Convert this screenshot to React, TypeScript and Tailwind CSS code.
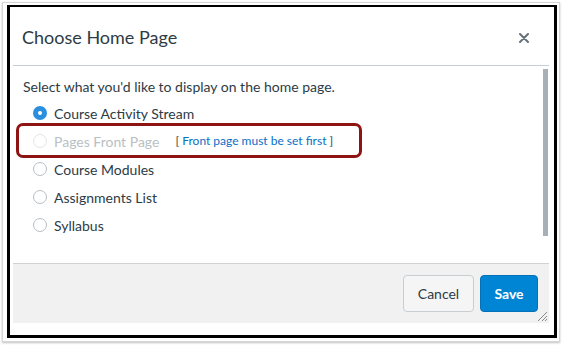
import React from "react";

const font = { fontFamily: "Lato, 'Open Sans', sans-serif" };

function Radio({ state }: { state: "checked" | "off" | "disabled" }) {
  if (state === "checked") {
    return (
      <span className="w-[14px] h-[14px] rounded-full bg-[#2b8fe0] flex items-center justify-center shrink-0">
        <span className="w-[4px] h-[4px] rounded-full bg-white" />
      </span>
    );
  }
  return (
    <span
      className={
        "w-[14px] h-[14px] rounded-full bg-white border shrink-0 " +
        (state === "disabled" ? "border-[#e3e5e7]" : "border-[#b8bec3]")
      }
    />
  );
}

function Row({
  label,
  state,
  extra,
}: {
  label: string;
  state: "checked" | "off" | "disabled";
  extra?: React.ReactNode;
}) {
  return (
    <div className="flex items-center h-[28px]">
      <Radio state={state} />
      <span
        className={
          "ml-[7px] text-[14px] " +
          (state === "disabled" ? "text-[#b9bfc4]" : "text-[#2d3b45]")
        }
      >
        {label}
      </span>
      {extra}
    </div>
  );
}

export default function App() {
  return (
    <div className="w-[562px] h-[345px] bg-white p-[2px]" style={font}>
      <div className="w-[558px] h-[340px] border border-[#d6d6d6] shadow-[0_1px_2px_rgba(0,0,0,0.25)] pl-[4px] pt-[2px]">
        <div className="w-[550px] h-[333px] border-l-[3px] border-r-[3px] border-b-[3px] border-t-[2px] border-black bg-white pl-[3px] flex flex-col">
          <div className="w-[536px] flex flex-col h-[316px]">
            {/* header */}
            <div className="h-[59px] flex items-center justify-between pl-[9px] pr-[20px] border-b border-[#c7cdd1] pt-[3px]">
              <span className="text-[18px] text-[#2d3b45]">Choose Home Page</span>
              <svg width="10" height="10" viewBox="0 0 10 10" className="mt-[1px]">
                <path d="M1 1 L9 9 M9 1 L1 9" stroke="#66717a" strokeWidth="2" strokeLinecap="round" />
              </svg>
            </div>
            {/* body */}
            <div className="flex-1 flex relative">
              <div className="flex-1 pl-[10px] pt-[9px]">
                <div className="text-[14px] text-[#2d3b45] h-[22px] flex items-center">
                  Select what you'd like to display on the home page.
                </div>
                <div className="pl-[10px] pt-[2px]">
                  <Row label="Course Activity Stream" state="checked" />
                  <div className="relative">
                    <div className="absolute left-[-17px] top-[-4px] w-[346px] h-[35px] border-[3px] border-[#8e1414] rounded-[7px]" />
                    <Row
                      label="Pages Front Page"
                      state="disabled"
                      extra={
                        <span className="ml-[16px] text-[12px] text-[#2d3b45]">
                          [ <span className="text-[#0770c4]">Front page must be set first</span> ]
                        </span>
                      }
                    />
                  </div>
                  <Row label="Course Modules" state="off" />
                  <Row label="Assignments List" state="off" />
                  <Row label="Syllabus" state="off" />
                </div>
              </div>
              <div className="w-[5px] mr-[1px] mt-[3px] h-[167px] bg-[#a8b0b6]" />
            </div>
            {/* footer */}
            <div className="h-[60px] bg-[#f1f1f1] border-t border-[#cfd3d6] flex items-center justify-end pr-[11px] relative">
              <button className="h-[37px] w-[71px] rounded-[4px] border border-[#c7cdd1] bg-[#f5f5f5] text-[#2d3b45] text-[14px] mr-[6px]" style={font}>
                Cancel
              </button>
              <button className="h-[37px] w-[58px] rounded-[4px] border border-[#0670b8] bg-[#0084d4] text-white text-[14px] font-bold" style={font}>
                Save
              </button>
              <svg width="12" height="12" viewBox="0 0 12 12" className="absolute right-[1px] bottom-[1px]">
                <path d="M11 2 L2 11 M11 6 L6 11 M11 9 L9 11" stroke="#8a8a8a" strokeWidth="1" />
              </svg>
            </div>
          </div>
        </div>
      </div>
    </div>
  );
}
================
Of all the lines above, how many contain the word "React"? Give the number and nothing else.

3